### [Aim]
Restate the whole of the material. Keep every word, and drop the pictures.

>> BEGIN Collected data

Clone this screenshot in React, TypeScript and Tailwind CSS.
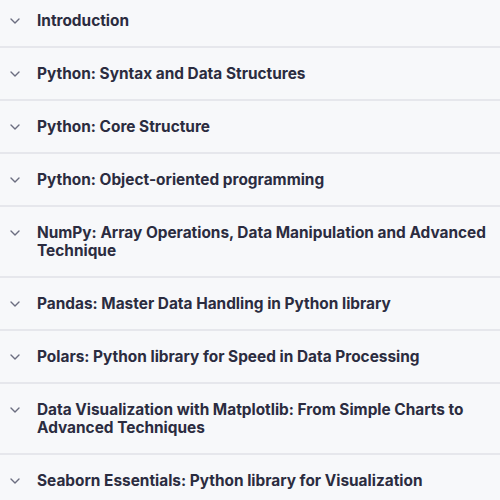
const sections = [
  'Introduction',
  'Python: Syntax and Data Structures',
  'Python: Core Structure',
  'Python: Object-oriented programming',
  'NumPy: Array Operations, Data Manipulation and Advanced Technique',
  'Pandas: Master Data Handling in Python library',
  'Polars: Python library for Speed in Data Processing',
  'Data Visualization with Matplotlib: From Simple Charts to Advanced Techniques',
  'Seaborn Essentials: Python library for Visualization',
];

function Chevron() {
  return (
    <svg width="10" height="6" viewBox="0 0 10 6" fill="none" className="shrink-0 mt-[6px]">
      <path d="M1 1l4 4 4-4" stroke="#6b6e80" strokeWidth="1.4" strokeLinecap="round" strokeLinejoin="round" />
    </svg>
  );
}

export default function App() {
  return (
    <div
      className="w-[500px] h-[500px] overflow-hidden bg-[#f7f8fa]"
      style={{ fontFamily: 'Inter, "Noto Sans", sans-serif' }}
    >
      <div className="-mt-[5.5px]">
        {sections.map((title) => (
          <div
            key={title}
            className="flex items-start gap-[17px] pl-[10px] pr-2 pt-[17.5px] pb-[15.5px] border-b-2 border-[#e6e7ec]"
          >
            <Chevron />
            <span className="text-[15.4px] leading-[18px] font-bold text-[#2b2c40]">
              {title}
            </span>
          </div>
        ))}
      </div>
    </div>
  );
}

>> END Collected data

### [Task result]
Clone this screenshot in React, TypeScript and Tailwind CSS.
const sections = [
  'Introduction',
  'Python: Syntax and Data Structures',
  'Python: Core Structure',
  'Python: Object-oriented programming',
  'NumPy: Array Operations, Data Manipulation and Advanced Technique',
  'Pandas: Master Data Handling in Python library',
  'Polars: Python library for Speed in Data Processing',
  'Data Visualization with Matplotlib: From Simple Charts to Advanced Techniques',
  'Seaborn Essentials: Python library for Visualization',
];

function Chevron() {
  return (
    <svg width="10" height="6" viewBox="0 0 10 6" fill="none" className="shrink-0 mt-[6px]">
      <path d="M1 1l4 4 4-4" stroke="#6b6e80" strokeWidth="1.4" strokeLinecap="round" strokeLinejoin="round" />
    </svg>
  );
}

export default function App() {
  return (
    <div
      className="w-[500px] h-[500px] overflow-hidden bg-[#f7f8fa]"
      style={{ fontFamily: 'Inter, "Noto Sans", sans-serif' }}
    >
      <div className="-mt-[5.5px]">
        {sections.map((title) => (
          <div
            key={title}
            className="flex items-start gap-[17px] pl-[10px] pr-2 pt-[17.5px] pb-[15.5px] border-b-2 border-[#e6e7ec]"
          >
            <Chevron />
            <span className="text-[15.4px] leading-[18px] font-bold text-[#2b2c40]">
              {title}
            </span>
          </div>
        ))}
      </div>
    </div>
  );
}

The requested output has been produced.